Self-Awareness & Emotional Intelligence Lecture

Definition & Core Idea

  • Self-awareness = the ability to understand oneself and the impact one’s behaviour has on others.
  • Frequently assumed but rarely examined; requires deliberate reflection despite modern time pressure & tech-mediated communication.

Neurological Perspective — The Chimp Paradox (Steve Peters, 2012)

  • Human brain can be simplified to 7 inter-working “brains”.
  • Three most relevant to psychology (collectively the “psychological mind”):
    • Frontal (logical thought) ⇒ nicknamed “the Human”.
    • Limbic (emotional driver) ⇒ nicknamed “the Chimp”.
    • Parietal / memory systems (reference storage) ⇒ nicknamed “the Computer”.
  • Key dynamics
    • Each component has distinct agendas & speeds → internal conflict.
    • The Chimp is fast, powerful, protection-oriented; often overrides rational processes producing emotional outbursts.
    • As experience grows, the Human draws on a larger database in the Computer, strengthening logical regulation.
  • Practical takeaway
    • Recognising which “part” is active enables conscious management of emotional reactions.
    • Goal = harness the Chimp’s energy while avoiding maladaptive outbursts.
    • Model is a deliberate simplification to aid everyday application.

Emotional Intelligence Framework (Daniel Goleman, 1995)

  • Emotional Intelligence (EI) = measured as EQ as opposed to IQ.
  • Consists of 5 pillars:
    1. Self-awareness (foundation).
    2. Self-regulation.
    3. Self-motivation.
    4. Empathy.
    5. Social skills.
  • Sequential logic
    • Accurate self-awareness → intentional regulation → clarity of intrinsic motivation → capacity to empathise → enhanced social competence.

Contemporary Research — Eurich & Goleman Study

  • Sample size ≈ 5000 participants.
  • Identified two distinct forms of self-awareness:
    • Internal Self-Awareness: insight into one’s own passions, values, aspirations, fit, reactions.
    • External Self-Awareness: understanding how others perceive those same attributes.
  • Non-correlation finding
    • High internal ≠ high external; leaders often excel at one and neglect the other.
  • Empirical correlations
    • High internal ⇒ greater job satisfaction & relationship satisfaction.
    • High external ⇒ stronger empathy & broader perspective-taking.
  • Recommendation: develop both forms simultaneously; prioritising one alone limits effectiveness.

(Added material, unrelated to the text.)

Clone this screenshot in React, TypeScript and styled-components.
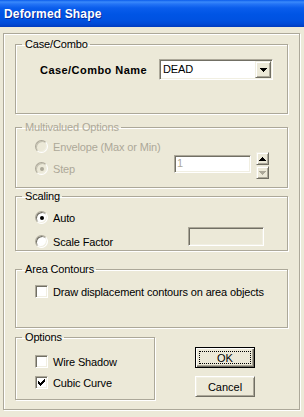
import React from "react";
import styled, { createGlobalStyle } from "styled-components";

const GlobalStyle = createGlobalStyle`
  html, body { margin: 0; padding: 0; background: #ECE9D8; }
  body {
    width: 304px; height: 417px; overflow: hidden;
    font-family: "Liberation Sans", Arial, sans-serif;
    font-size: 11px; letter-spacing: -0.15px; color: #000;
  }
  * { box-sizing: border-box; }
`;

const Window = styled.div`
  width: 304px;
  height: 417px;
  display: flex;
  flex-direction: column;
  background: #ECE9D8;
`;

const TitleBar = styled.div`
  height: 27px;
  flex: none;
  display: flex;
  align-items: center;
  padding: 1px 0 0 4px;
  background: linear-gradient(
    180deg,
    #0B5CEB 0px,
    #3A8AFB 2px,
    #2474F6 4px,
    #0A5DEC 8px,
    #0055E5 14px,
    #0052E1 20px,
    #004AD6 24px,
    #003BBE 27px
  );
  color: #fff;
  font-weight: bold;
  font-size: 12px;
  letter-spacing: 0.15px;
  text-shadow: 1px 1px 0 #0A2A9C;
`;

const Body = styled.div`
  flex: 1;
  padding: 6px 4px 0 3px;
`;

const Frame = styled.div`
  width: 297px;
  height: 377px;
  border: 1px solid #ACA899;
  box-shadow: inset 1px 1px 0 #fff, 1px 1px 0 #fff;
  padding: 4px 11px 0;
  display: flex;
  flex-direction: column;
`;

const Group = styled.fieldset<{ $top?: number; $h: number; $w?: number }>`
  margin: ${(p) => p.$top ?? 0}px 0 0;
  padding: 0;
  width: ${(p) => p.$w ?? 273}px;
  height: ${(p) => p.$h}px;
  min-width: 0;
  border: 1px solid #ACA899;
  box-shadow: inset 1px 1px 0 #fff, 1px 1px 0 #fff;
`;

const Legend = styled.legend<{ $disabled?: boolean }>`
  margin-left: 6px;
  padding: 0 2px 0 3px;
  line-height: 13px;
  font-size: 11px;
  color: ${(p) => (p.$disabled ? "#ACA899" : "#000")};
`;

/* ---------- Case/Combo ---------- */
const CaseRow = styled.div`
  display: flex;
  align-items: center;
  margin-top: 8px;
  padding-left: 24px;
`;

const BoldLabel = styled.span`
  width: 119px;
  font-weight: bold;
  letter-spacing: 0.45px;
`;

const Combo = styled.div`
  width: 114px;
  height: 21px;
  display: flex;
  padding: 1px;
  background: #fff;
  border: 1px solid;
  border-color: #ACA899 #fff #fff #ACA899;
  box-shadow: inset 1px 1px 0 #716F64, inset -1px -1px 0 #F1EFE2;
`;

const ComboValue = styled.span`
  flex: 1;
  padding-left: 2px;
  line-height: 17px;
`;

const ComboButton = styled.span`
  width: 16px;
  height: 17px;
  display: flex;
  align-items: center;
  justify-content: center;
  background: #ECE9D8;
  border: 1px solid;
  border-color: #F1EFE2 #716F64 #716F64 #F1EFE2;
  box-shadow: inset 1px 1px 0 #fff, inset -1px -1px 0 #ACA899;
`;

/* ---------- shared controls ---------- */
const ControlBody = styled.div`
  display: flex;
  align-items: flex-start;
  padding-left: 19px;
`;

const Stack = styled.div<{ $top: number; $gap: number; $w?: number }>`
  display: flex;
  flex-direction: column;
  margin-top: ${(p) => p.$top}px;
  gap: ${(p) => p.$gap}px;
  width: ${(p) => (p.$w ? `${p.$w}px` : "auto")};
  flex: none;
`;

const Option = styled.label<{ $disabled?: boolean }>`
  display: flex;
  align-items: center;
  gap: 5px;
  height: 13px;
  white-space: nowrap;
  color: ${(p) => (p.$disabled ? "#ACA899" : "#000")};
`;

const RadioCircle = styled.span<{ $disabled?: boolean }>`
  width: 13px;
  height: 13px;
  flex: none;
  border-radius: 50%;
  border: 1px solid;
  border-color: #ACA899 #fff #fff #ACA899;
  box-shadow: inset 1px 1px 0 ${(p) => (p.$disabled ? "#C5C2B2" : "#716F64")},
    inset -1px -1px 0 #F1EFE2;
  background: ${(p) => (p.$disabled ? "#ECE9D8" : "#fff")};
  display: flex;
  align-items: center;
  justify-content: center;
`;

const RadioDot = styled.span<{ $disabled?: boolean }>`
  width: 4px;
  height: 4px;
  border-radius: 50%;
  background: ${(p) => (p.$disabled ? "#ACA899" : "#000")};
`;

const CheckBox = styled.span`
  width: 13px;
  height: 13px;
  flex: none;
  border: 1px solid;
  border-color: #ACA899 #fff #fff #ACA899;
  box-shadow: inset 1px 1px 0 #716F64, inset -1px -1px 0 #F1EFE2;
  background: #fff;
  display: flex;
  align-items: center;
  justify-content: center;
`;

const TextBox = styled.div<{ $w: number; $h: number; $top: number; $disabled?: boolean; $filled?: boolean }>`
  width: ${(p) => p.$w}px;
  height: ${(p) => p.$h}px;
  margin-top: ${(p) => p.$top}px;
  flex: none;
  padding-left: 2px;
  line-height: ${(p) => p.$h - 4}px;
  color: ${(p) => (p.$disabled ? "#ACA899" : "#000")};
  background: ${(p) => (p.$filled ? "#fff" : "#ECE9D8")};
  border: 1px solid;
  border-color: #ACA899 #fff #fff #ACA899;
  box-shadow: inset 1px 1px 0 #716F64, inset -1px -1px 0 #F1EFE2;
`;

const SpinField = styled.div`
  display: flex;
  align-items: flex-start;
  gap: 5px;
  margin-top: 18px;
`;

const Spinner = styled.div`
  display: flex;
  flex-direction: column;
  gap: 1px;
`;

const SpinButton = styled.span`
  width: 13px;
  height: 13px;
  display: flex;
  align-items: center;
  justify-content: center;
  background: #ECE9D8;
  border: 1px solid;
  border-color: #F1EFE2 #716F64 #716F64 #F1EFE2;
  box-shadow: inset 1px 1px 0 #fff, inset -1px -1px 0 #ACA899;
`;

/* ---------- bottom ---------- */
const BottomRow = styled.div`
  display: flex;
  align-items: flex-start;
  margin-top: 3px;
`;

const ButtonColumn = styled.div`
  display: flex;
  flex-direction: column;
  gap: 8px;
  margin: 16px 0 0 40px;
`;

const PushButton = styled.button<{ $default?: boolean }>`
  width: 60px;
  height: 21px;
  padding: ${(p) => (p.$default ? "3px 3px 3px 3px" : "0")};
  margin: 0;
  display: flex;
  align-items: center;
  justify-content: center;
  font: inherit;
  font-size: 11px;
  color: #000;
  background: #ECE9D8;
  border: 1px solid;
  border-color: ${(p) => (p.$default ? "#000" : "#fff #716F64 #716F64 #fff")};
  box-shadow: ${(p) =>
    p.$default
      ? "inset 1px 1px 0 #fff, inset -1px -1px 0 #716F64, inset -2px -2px 0 #ACA899"
      : "inset 1px 1px 0 #F1EFE2, inset -1px -1px 0 #ACA899"};
`;

const FocusRing = styled.span`
  width: 100%;
  height: 100%;
  display: flex;
  align-items: center;
  justify-content: center;
  border: 1px dotted #000;
`;

/* ---------- icons ---------- */
const Arrow = ({ dir, color }: { dir: "up" | "down"; color: string }) => (
  <svg width="7" height="4" viewBox="0 0 7 4" shapeRendering="crispEdges">
    {dir === "down" ? (
      <polygon points="0,0 7,0 3.5,4" fill={color} />
    ) : (
      <polygon points="0,4 7,4 3.5,0" fill={color} />
    )}
  </svg>
);

const CHECK_PIXELS = [
  [6, 0],
  [5, 1], [6, 1],
  [0, 2], [4, 2], [5, 2], [6, 2],
  [0, 3], [1, 3], [3, 3], [4, 3], [5, 3],
  [0, 4], [1, 4], [2, 4], [3, 4], [4, 4],
  [1, 5], [2, 5], [3, 5],
  [2, 6],
];

const CheckMark = () => (
  <svg width="7" height="7" viewBox="0 0 7 7" shapeRendering="crispEdges">
    {CHECK_PIXELS.map(([x, y]) => (
      <rect key={`${x}-${y}`} x={x} y={y} width="1" height="1" fill="#000" />
    ))}
  </svg>
);

const Radio = ({ checked, disabled }: { checked?: boolean; disabled?: boolean }) => (
  <RadioCircle $disabled={disabled}>{checked && <RadioDot $disabled={disabled} />}</RadioCircle>
);

const Check = ({ checked }: { checked?: boolean }) => <CheckBox>{checked && <CheckMark />}</CheckBox>;

export default function App() {
  return (
    <>
      <GlobalStyle />
      <Window>
        <TitleBar>Deformed Shape</TitleBar>
        <Body>
          <Frame>
            <Group $h={76}>
              <Legend>Case/Combo</Legend>
              <CaseRow>
                <BoldLabel>Case/Combo Name</BoldLabel>
                <Combo>
                  <ComboValue>DEAD</ComboValue>
                  <ComboButton>
                    <Arrow dir="down" color="#000" />
                  </ComboButton>
                </Combo>
              </CaseRow>
            </Group>

            <Group $top={7} $h={67}>
              <Legend $disabled>Multivalued Options</Legend>
              <ControlBody>
                <Stack $top={6} $gap={9} $w={139}>
                  <Option $disabled>
                    <Radio disabled />
                    <span>Envelope (Max or Min)</span>
                  </Option>
                  <Option $disabled>
                    <Radio disabled checked />
                    <span>Step</span>
                  </Option>
                </Stack>
                <SpinField>
                  <TextBox $w={77} $h={18} $top={3} $disabled $filled>
                    1
                  </TextBox>
                  <Spinner>
                    <SpinButton>
                      <Arrow dir="up" color="#000" />
                    </SpinButton>
                    <SpinButton>
                      <Arrow dir="down" color="#ACA899" />
                    </SpinButton>
                  </Spinner>
                </SpinField>
              </ControlBody>
            </Group>

            <Group $top={2} $h={61}>
              <Legend>Scaling</Legend>
              <ControlBody>
                <Stack $top={8} $gap={11} $w={153}>
                  <Option>
                    <Radio checked />
                    <span>Auto</span>
                  </Option>
                  <Option>
                    <Radio />
                    <span>Scale Factor</span>
                  </Option>
                </Stack>
                <TextBox $w={76} $h={19} $top={24} />
              </ControlBody>
            </Group>

            <Group $top={12} $h={65}>
              <Legend>Area Contours</Legend>
              <ControlBody>
                <Stack $top={9} $gap={0}>
                  <Option>
                    <Check />
                    <span>Draw displacement contours on area objects</span>
                  </Option>
                </Stack>
              </ControlBody>
            </Group>

            <BottomRow>
              <Group $h={69} $w={140}>
                <Legend>Options</Legend>
                <ControlBody>
                  <Stack $top={11} $gap={8}>
                    <Option>
                      <Check />
                      <span>Wire Shadow</span>
                    </Option>
                    <Option>
                      <Check checked />
                      <span>Cubic Curve</span>
                    </Option>
                  </Stack>
                </ControlBody>
              </Group>
              <ButtonColumn>
                <PushButton $default>
                  <FocusRing>OK</FocusRing>
                </PushButton>
                <PushButton>Cancel</PushButton>
              </ButtonColumn>
            </BottomRow>
          </Frame>
        </Body>
      </Window>
    </>
  );
}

Implications for Leadership & Coaching

  • Coaches must cultivate personal self-awareness before guiding coachees.
  • Leaders’ performance, relationship quality, and ethical decision-making improve with balanced self-awareness.
  • Investing time + effort (reflection, journaling, feedback loops, mindfulness) yields long-term adaptive capacity.

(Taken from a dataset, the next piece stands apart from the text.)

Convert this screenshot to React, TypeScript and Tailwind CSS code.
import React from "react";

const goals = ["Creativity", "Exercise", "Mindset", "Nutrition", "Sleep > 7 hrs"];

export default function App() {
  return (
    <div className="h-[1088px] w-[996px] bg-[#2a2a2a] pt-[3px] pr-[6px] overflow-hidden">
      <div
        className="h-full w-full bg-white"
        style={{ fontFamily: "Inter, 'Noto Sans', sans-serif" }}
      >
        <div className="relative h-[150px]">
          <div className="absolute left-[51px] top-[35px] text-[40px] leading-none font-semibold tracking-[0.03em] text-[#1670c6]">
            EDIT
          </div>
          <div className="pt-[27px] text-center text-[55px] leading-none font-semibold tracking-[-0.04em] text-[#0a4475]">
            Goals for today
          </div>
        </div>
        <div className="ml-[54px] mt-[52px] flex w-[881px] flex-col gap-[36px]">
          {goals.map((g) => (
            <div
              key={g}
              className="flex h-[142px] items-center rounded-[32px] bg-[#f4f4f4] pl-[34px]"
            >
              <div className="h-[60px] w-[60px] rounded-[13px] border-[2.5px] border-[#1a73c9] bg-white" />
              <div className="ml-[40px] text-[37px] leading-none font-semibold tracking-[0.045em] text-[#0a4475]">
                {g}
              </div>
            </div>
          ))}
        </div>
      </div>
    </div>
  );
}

Action Checklist Exercise (summarised)

  • Weekly reflection table prompts:
    • Highlighted interaction → description of a real event.
    • Consequence → immediate & downstream effects on self and others.
    • Future adaptations → planned behavioural tweaks informed by insight.
  • Related analytical tool: SWOT Analysis for personal strategic reflection.

References Mentioned

  • Peters, S. (2012) The Chimp Paradox: The Mind Management Programme for Confidence, Success and Happiness.
  • Goleman, D. (1995) Emotional Intelligence.
  • David, S., et al. (2018) Self-Awareness (HBR Emotional Intelligence Series). Harvard Business Review Press.
  • Additional organisational context: KnowledgeBrief & Vodafone platform notes (no proprietary content included).

Ethical & Practical Considerations

  • Misjudging external perceptions can impair inclusivity and team morale.
  • Recognising neurological underpinnings avoids moralising emotional reactions; frames them as manageable processes.
  • Continuous feedback encourages a growth mindset and resilience under pressure.

Key Numbers & Equations (for quick recall)

  • Total simplified brain subsystems: 7.
  • Psychological mind components: 3 (Human + Chimp + Computer).
  • EI pillars: 5.
  • Study participants: 5000.

Conceptual Connections & Real-World Relevance

  • Aligns with prior lectures on leadership styles, cognitive bias, and mindfulness (assumed curriculum link).
  • Supports real-world scenarios: conflict resolution, change management, high-stress professions.
  • Provides a scaffold for integrating neuroscience, psychology, and management practice.